A eleição de uma mulher presidente não significa que sejam esperadas mudanças na noite para o dia no que diz respeito à violência contra o sexo feminino, à diferença salarial entre os sexos ou ao machismo institucional. Mas será um momento simbólico no país, dependendo também da capacidade de a favorita sair da sombra do seu mentor político, o popular presidente, com alguns a considerarem que ela será uma mera marioneta. Nem a sua opositora está livre de ser considerada o mesmo, uma vez que os três partidos da coligação conservadora que representa são todos liderados por homens.
“As pessoas dizem: ‘a única razão por que está à frente nas sondagens é porque ela [Sheinbaum] é o mesmo que o presidente ou porque é a favorita do presidente’”, disse Sheinbaum, citada pelo The New York Times. “Há um traço de misoginia, de machismo aí”, acrescentou. “Sou eu que vou governar”, tem dito. Os seus apoiantes dizem que não pode, em plena campanha, afastar-se do discurso do popular presidente, mas que isso não implica que não o fará no futuro - muitos lembram como, durante a pandemia de covid-19, a cientista defendeu o uso de máscaras, enquanto o presidente recusava usar uma, mesmo quando foi contagiado. O México foi o quinto país em número de mortes.
Os analistas acreditam que Sheinbaum manterá a política de AMLO no que diz respeito à economia e aos programas sociais - a chamada “quarta transformação”, depois da Guerra da Independência, da Guerra da Reforma e da Revolução de 1910. Uma prova é que o ministro das Finanças, Rogelio Ramírez de la O, poderá continuar no cargo. Mas deverá ter uma posição diferente em áreas como o ambiente (a sua especialidade), a energia, a segurança ou a corrupção - uma das promessas passa por uma reforma no organismo das migrações. A dúvida será saber que maioria (se conseguir uma maioria) terá no Congresso para levar a cabo os seus planos.

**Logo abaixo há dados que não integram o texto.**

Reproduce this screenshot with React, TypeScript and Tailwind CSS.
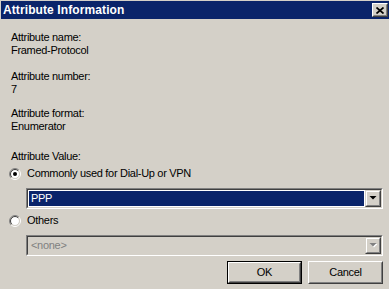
import React from 'react';

const font = { fontFamily: '"Liberation Sans", Arial, sans-serif' };

const Sunken: React.FC<{ className?: string; innerClassName?: string; children?: React.ReactNode }> = ({
  className = '',
  innerClassName = '',
  children,
}) => (
  <div className={`border border-t-[#808080] border-l-[#808080] border-r-white border-b-white ${className}`}>
    <div
      className={`h-full border border-t-[#404040] border-l-[#404040] border-r-[#d4d0c8] border-b-[#d4d0c8] flex ${innerClassName}`}
    >
      {children}
    </div>
  </div>
);

const ArrowButton: React.FC<{ disabled?: boolean }> = ({ disabled }) => (
  <div className="w-[16px] h-full border border-t-[#d4d0c8] border-l-[#d4d0c8] border-r-[#404040] border-b-[#404040] bg-[#d4d0c8]">
    <div className="h-full border border-t-white border-l-white border-r-[#808080] border-b-[#808080] flex items-center justify-center">
      <svg width="8" height="5" viewBox="0 0 8 5">
        {disabled && <polygon points="1.5,1 8.5,1 5,4.5" fill="#ffffff" />}
        <polygon points="0.5,0 7.5,0 4,3.5" fill={disabled ? '#808080' : '#000000'} />
      </svg>
    </div>
  </div>
);

const Radio: React.FC<{ checked?: boolean }> = ({ checked }) => (
  <svg width="12" height="12" viewBox="0 0 12 12" className="shrink-0">
    <circle cx="6" cy="6" r="4.2" fill="#ffffff" />
    <path d="M2.111 9.889 A5.5 5.5 0 0 1 9.889 2.111" stroke="#808080" fill="none" />
    <path d="M9.889 2.111 A5.5 5.5 0 0 1 2.111 9.889" stroke="#ffffff" fill="none" />
    <path d="M2.818 9.182 A4.5 4.5 0 0 1 9.182 2.818" stroke="#404040" fill="none" />
    <path d="M9.182 2.818 A4.5 4.5 0 0 1 2.818 9.182" stroke="#d4d0c8" fill="none" />
    {checked && <circle cx="6" cy="6" r="2" fill="#000000" />}
  </svg>
);

const Button: React.FC<{ label: string; isDefault?: boolean }> = ({ label, isDefault }) => {
  const body = (
    <div className="h-full border border-t-white border-l-white border-r-[#404040] border-b-[#404040]">
      <div className="h-full border border-t-[#d4d0c8] border-l-[#d4d0c8] border-r-[#808080] border-b-[#808080] flex items-center justify-center text-[11px] text-black">
        {label}
      </div>
    </div>
  );
  if (isDefault) {
    return <div className="w-[75px] h-[23px] border border-black">{body}</div>;
  }
  return <div className="w-[75px] h-[23px]">{body}</div>;
};

export default function App() {
  return (
    <div
      className="w-[389px] h-[289px] bg-[#d4d0c8] pt-[1px] pl-[1px] overflow-hidden text-black tracking-[-0.3px]"
      style={font}
    >
      <div className="h-[18px] bg-[#0a246a] flex items-center justify-between pl-[2px] pr-[1px]">
        <span className="text-white font-bold text-[12px] tracking-[0.1px]">Attribute Information</span>
        <div className="w-[16px] h-[14px] border border-t-white border-l-white border-r-[#404040] border-b-[#404040] bg-[#d4d0c8]">
          <div className="h-full border border-t-[#d4d0c8] border-l-[#d4d0c8] border-r-[#808080] border-b-[#808080] flex items-center justify-center">
            <svg width="8" height="7" viewBox="0 0 8 7">
              <path d="M0.5 0.5 L7.5 6.5 M7.5 0.5 L0.5 6.5" stroke="#000" strokeWidth="1.7" />
            </svg>
          </div>
        </div>
      </div>

      <div className="pl-[10px] pr-[6px] pt-[12px] text-[11px] leading-[13px]">
        <div>Attribute name:</div>
        <div>Framed-Protocol</div>

        <div className="mt-[13px]">Attribute number:</div>
        <div>7</div>

        <div className="mt-[11px]">Attribute format:</div>
        <div>Enumerator</div>

        <div className="mt-[17px]">Attribute Value:</div>

        <div className="mt-[4px] flex items-center gap-[6px] -ml-[2px]">
          <Radio checked />
          <span>Commonly used for Dial-Up or VPN</span>
        </div>

        <Sunken className="mt-[8px] ml-[15px] w-[357px] h-[21px]" innerClassName="bg-white">
          <div className="flex-1 p-[1px]">
            <div className="h-full bg-[#0a246a] text-white flex items-center pl-[2px]">PPP</div>
          </div>
          <ArrowButton />
        </Sunken>

        <div className="mt-[5px] flex items-center gap-[6px] -ml-[2px]">
          <Radio />
          <span>Others</span>
        </div>

        <Sunken className="mt-[8px] ml-[15px] w-[357px] h-[21px]" innerClassName="bg-[#d4d0c8]">
          <div className="flex-1 flex items-center pl-[3px] text-[#808080]">&lt;none&gt;</div>
          <ArrowButton disabled />
        </Sunken>

        <div className="mt-[5px] flex justify-end gap-[6px] pr-[0px]">
          <Button label="OK" isDefault />
          <Button label="Cancel" />
        </div>
      </div>
    </div>
  );
}
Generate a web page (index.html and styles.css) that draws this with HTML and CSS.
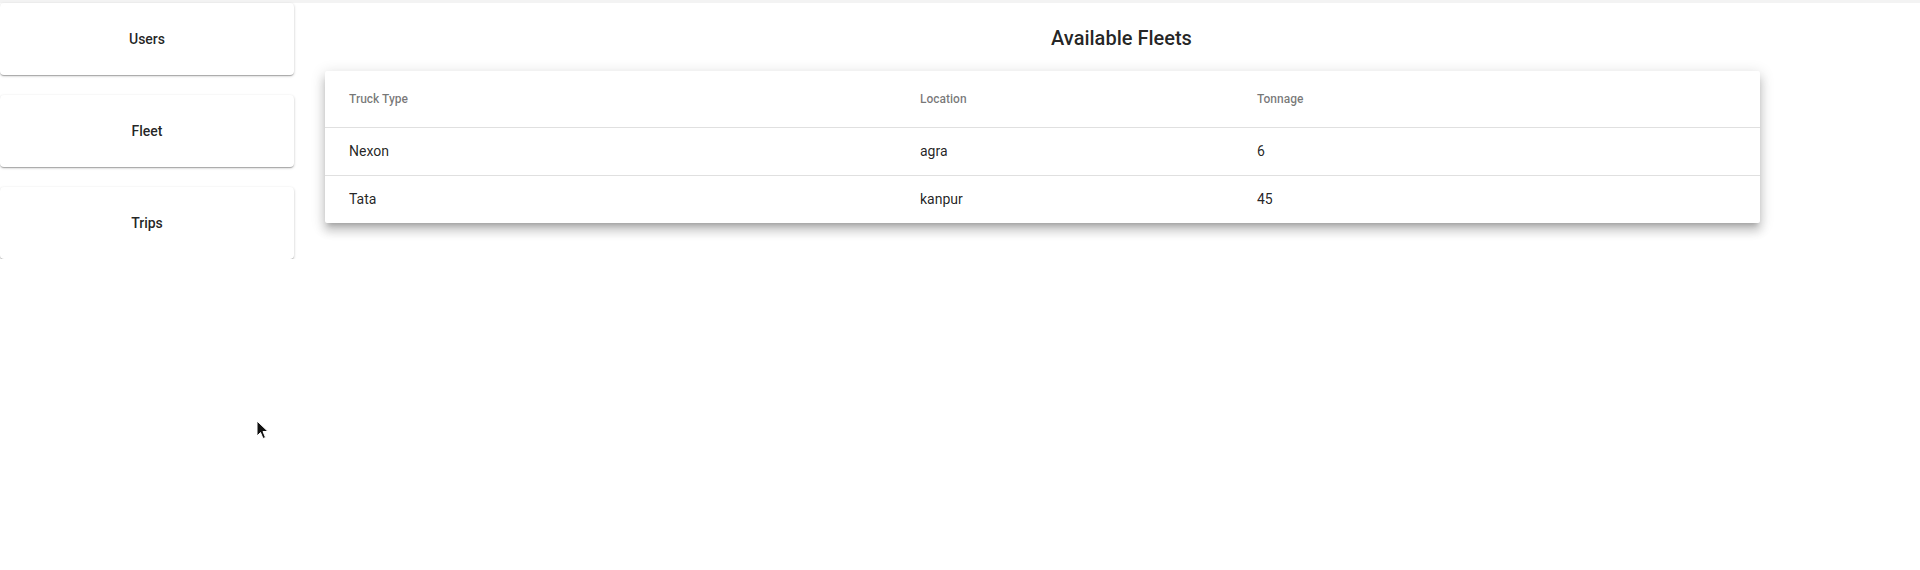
FILE: index.html
```html
<!DOCTYPE html>
<html>
<head>
<meta charset="utf-8">
<link rel="stylesheet" href="styles.css">
</head>
<body>
<div class="topbar"></div>
<div class="layout">
  <nav class="sidebar">
    <div class="nav-card">Users</div>
    <div class="nav-card">Fleet</div>
    <div class="nav-card">Trips</div>
  </nav>
  <main class="main">
    <h2 class="title">Available Fleets</h2>
    <div class="paper">
      <table class="table">
        <colgroup>
          <col class="c1"><col class="c2"><col class="c3">
        </colgroup>
        <thead>
          <tr><th>Truck Type</th><th>Location</th><th>Tonnage</th></tr>
        </thead>
        <tbody>
          <tr><td>Nexon</td><td>agra</td><td>6</td></tr>
          <tr><td>Tata</td><td>kanpur</td><td>45</td></tr>
        </tbody>
      </table>
    </div>
  </main>
</div>
<svg class="cursor" width="13" height="20" viewBox="0 0 13 20">
  <path d="M1 1 L1 16 L4.5 12.5 L7 18.5 L9.5 17.5 L7 11.5 L12 11.5 Z" fill="#111" stroke="#fff" stroke-width="1"/>
</svg>
</body>
</html>
```
FILE: styles.css
```css
html, body {
  margin: 0;
  padding: 0;
  background: #fff;
  font-family: Roboto, "Liberation Sans", sans-serif;
  color: rgba(0, 0, 0, 0.87);
}
.topbar {
  height: 3px;
  background: #f3f3f3;
}
.layout {
  display: flex;
  align-items: flex-start;
}
.sidebar {
  width: 294px;
  flex: none;
  display: flex;
  flex-direction: column;
  gap: 20px;
}
.nav-card {
  height: 72px;
  display: flex;
  align-items: center;
  justify-content: center;
  background: #fff;
  border-radius: 4px;
  font-size: 14px;
  font-weight: 500;
  box-shadow: 0 1px 3px 0 rgba(0,0,0,0.2), 0 1px 1px 0 rgba(0,0,0,0.14), 0 2px 1px -1px rgba(0,0,0,0.12);
}
.main {
  flex: 1;
  padding-left: 31px;
}
.title {
  margin: 0 0 0 -2px;
  padding-top: 20px;
  height: 68px;
  box-sizing: border-box;
  text-align: center;
  font-size: 20px;
  font-weight: 500;
  line-height: 30px;
  color: rgba(0,0,0,0.87);
}
.paper {
  width: 1435px;
  background: #fff;
  border-radius: 2px;
  box-shadow: 0 5px 5px -3px rgba(0,0,0,0.2), 0 8px 10px 1px rgba(0,0,0,0.14), 0 3px 14px 2px rgba(0,0,0,0.12);
}
.table {
  width: 100%;
  border-collapse: collapse;
  table-layout: fixed;
}
.c1 { width: 571px; }
.c2 { width: 337px; }
.c3 { width: 527px; }
.table th {
  height: 56px;
  padding: 0 24px;
  text-align: left;
  font-size: 12px;
  font-weight: 500;
  color: rgba(0,0,0,0.54);
  border-bottom: 1px solid #e0e0e0;
  box-sizing: border-box;
}
.table td {
  height: 48px;
  padding: 0 24px;
  text-align: left;
  font-size: 14px;
  font-weight: 400;
  color: rgba(0,0,0,0.87);
  border-bottom: 1px solid #e0e0e0;
  box-sizing: border-box;
}
.table tbody tr:last-child td {
  border-bottom: none;
}
.cursor {
  position: absolute;
  left: 256px;
  top: 420px;
}
```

O legado de AMLO é positivo no que diz respeito ao combate à pobreza, tendo duplicado o salário mínimo nos seus seis anos no poder, mas também marcado por algumas medidas que os críticos dizem pôr em causa as instituições democráticas, nomeadamente a presença dos militares nas empresas públicas ou a tentativa de eliminar a independência judicial. Apesar de tudo, a sua popularidade é de 60%.
Claudia Sheinbaum, a cientista na sombra de Obrador
Neta de emigrantes judeus da Bulgária e da Lituânia e filha de ativistas do movimento político de esquerda dos anos 60, Claudia Sheinbaum nasceu na Cidade do México há 61 anos. Fundadora do Morena, o partido do presidente Andrés Manuel López Obrador (AMLO), é a aposta na continuação. Formada em Física e doutorada em Engenharia Ambiental, o seu primeiro cargo político foi como secretária do Meio Ambiente da capital, quando AMLO era o autarca, tendo sido presidente da câmara entre 2018 e 2023. É casada em segundas núpcias e tem dois filhos.
Xóchitl Gálvez, a empresária de raízes indígenas
A aposta da oposição de centro-direita é uma empresária de raízes indígenas (otomi), que em criança vendia gelatinas para ajudar a pagar os estudos. Xóchitl (significa flor) Gálvez nasceu há 61 anos em Tepatepec, uma comunidade rural no Estado de Hidalgo, e estudou Engenharia Informática na capital, tendo fundado uma empresa de sucesso nesta área. Independente, coordenou a atenção aos povos indígenas na presidência de Vicente Fox (2000-2006) e foi eleita para o Senado em 2008 pelo Partido de Ação Nacional. Tem dois filhos com o companheiro.